### The records
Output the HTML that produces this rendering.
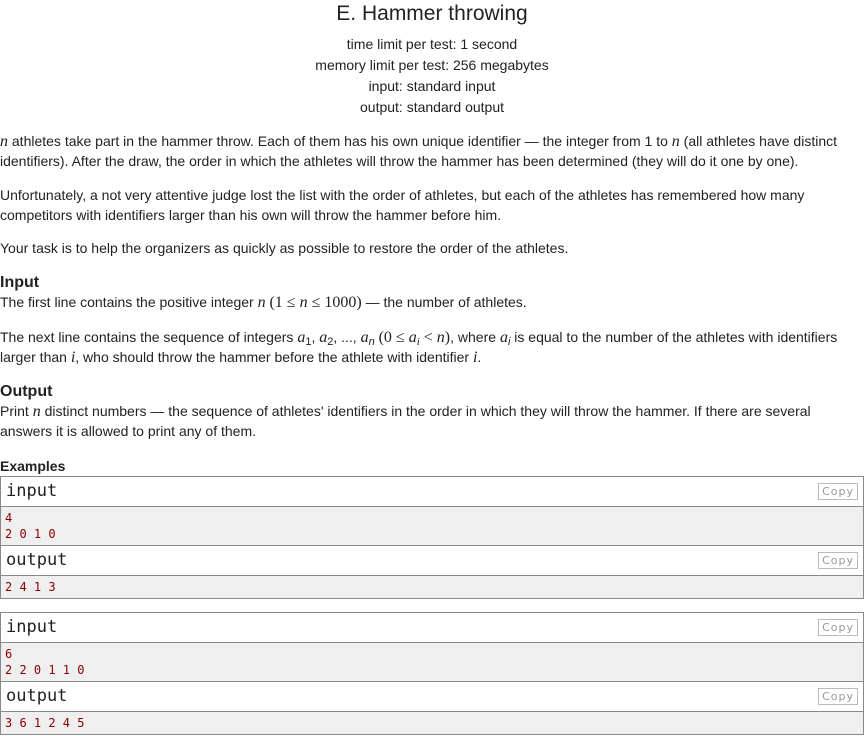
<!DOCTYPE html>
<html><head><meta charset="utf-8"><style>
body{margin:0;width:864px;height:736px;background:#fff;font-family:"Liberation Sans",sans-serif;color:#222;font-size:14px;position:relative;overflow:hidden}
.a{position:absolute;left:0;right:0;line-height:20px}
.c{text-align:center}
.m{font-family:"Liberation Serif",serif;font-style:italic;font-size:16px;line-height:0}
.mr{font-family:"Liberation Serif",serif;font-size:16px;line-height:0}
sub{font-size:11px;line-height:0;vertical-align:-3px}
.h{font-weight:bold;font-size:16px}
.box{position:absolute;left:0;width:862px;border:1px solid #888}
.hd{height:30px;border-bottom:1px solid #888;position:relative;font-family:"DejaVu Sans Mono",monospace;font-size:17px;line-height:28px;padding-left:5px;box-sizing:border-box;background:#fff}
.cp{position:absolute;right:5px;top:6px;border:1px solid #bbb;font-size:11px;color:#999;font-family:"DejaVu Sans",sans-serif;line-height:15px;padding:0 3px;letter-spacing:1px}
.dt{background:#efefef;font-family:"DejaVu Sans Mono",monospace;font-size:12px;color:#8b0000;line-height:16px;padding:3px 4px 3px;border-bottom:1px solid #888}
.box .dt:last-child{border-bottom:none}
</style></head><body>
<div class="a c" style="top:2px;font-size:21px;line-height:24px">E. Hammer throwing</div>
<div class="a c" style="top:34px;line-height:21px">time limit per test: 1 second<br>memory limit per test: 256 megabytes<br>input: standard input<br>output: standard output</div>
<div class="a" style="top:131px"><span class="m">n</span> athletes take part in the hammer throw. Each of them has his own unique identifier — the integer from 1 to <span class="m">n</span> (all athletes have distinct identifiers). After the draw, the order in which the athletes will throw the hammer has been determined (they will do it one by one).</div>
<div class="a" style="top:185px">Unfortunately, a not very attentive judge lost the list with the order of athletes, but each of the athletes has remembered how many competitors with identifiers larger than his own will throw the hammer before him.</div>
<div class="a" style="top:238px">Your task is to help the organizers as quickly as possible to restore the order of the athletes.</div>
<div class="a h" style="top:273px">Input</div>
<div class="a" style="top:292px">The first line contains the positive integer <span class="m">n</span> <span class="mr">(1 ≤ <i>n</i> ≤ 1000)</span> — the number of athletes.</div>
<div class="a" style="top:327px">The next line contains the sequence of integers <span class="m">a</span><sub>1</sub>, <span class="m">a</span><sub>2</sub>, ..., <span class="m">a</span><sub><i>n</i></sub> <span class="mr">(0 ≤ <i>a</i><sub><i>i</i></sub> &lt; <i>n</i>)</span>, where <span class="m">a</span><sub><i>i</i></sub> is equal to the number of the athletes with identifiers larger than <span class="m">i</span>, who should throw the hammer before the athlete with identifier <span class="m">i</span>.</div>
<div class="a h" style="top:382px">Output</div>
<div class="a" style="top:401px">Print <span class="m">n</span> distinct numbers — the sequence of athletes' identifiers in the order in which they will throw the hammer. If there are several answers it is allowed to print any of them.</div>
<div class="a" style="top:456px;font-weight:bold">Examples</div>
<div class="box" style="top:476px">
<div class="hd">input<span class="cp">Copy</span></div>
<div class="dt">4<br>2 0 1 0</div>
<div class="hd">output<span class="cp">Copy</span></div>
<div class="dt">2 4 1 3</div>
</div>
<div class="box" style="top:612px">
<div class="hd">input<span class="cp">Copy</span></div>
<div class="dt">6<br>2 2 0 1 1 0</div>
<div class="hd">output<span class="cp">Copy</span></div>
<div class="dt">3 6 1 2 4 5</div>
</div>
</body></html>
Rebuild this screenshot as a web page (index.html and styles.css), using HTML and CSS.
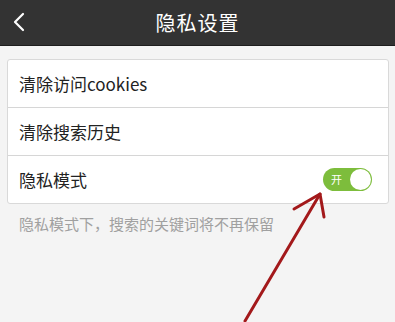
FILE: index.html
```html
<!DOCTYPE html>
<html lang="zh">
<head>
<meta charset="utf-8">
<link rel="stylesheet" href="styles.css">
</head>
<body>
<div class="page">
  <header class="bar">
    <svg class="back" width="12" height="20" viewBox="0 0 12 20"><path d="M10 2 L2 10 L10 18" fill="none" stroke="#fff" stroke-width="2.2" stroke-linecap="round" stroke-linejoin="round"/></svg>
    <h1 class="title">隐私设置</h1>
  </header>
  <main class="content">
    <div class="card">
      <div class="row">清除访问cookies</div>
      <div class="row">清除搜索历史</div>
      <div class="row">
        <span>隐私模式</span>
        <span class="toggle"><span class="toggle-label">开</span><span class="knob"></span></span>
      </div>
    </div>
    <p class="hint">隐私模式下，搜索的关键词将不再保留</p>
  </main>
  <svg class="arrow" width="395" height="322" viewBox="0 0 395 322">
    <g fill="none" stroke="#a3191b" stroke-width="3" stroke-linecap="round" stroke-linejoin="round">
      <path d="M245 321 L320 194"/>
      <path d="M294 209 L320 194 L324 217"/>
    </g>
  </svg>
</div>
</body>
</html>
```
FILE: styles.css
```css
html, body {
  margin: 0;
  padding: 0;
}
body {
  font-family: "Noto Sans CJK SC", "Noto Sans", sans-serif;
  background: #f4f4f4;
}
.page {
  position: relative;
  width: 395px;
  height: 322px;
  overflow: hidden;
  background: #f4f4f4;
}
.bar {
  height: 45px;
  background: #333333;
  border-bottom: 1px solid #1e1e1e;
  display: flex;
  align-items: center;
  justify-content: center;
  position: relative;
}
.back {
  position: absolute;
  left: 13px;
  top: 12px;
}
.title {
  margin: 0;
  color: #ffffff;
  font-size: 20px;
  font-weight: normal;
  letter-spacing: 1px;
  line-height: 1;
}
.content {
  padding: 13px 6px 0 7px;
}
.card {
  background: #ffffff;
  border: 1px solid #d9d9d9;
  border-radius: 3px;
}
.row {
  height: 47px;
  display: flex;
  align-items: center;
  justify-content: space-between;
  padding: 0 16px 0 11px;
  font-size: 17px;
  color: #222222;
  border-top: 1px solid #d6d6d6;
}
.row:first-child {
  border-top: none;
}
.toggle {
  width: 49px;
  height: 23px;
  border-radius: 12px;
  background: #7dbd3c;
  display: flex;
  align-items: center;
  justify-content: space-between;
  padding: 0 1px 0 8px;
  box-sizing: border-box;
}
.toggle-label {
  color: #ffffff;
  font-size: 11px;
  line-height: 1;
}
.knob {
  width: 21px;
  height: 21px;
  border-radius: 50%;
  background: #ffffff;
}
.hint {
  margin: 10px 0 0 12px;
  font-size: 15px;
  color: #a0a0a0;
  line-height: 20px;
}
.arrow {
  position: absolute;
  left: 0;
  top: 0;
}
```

### Written task
Find every line in the records above that contains the word "index", and copy each one.

### Reply
Rebuild this screenshot as a web page (index.html and styles.css), using HTML and CSS.
FILE: index.html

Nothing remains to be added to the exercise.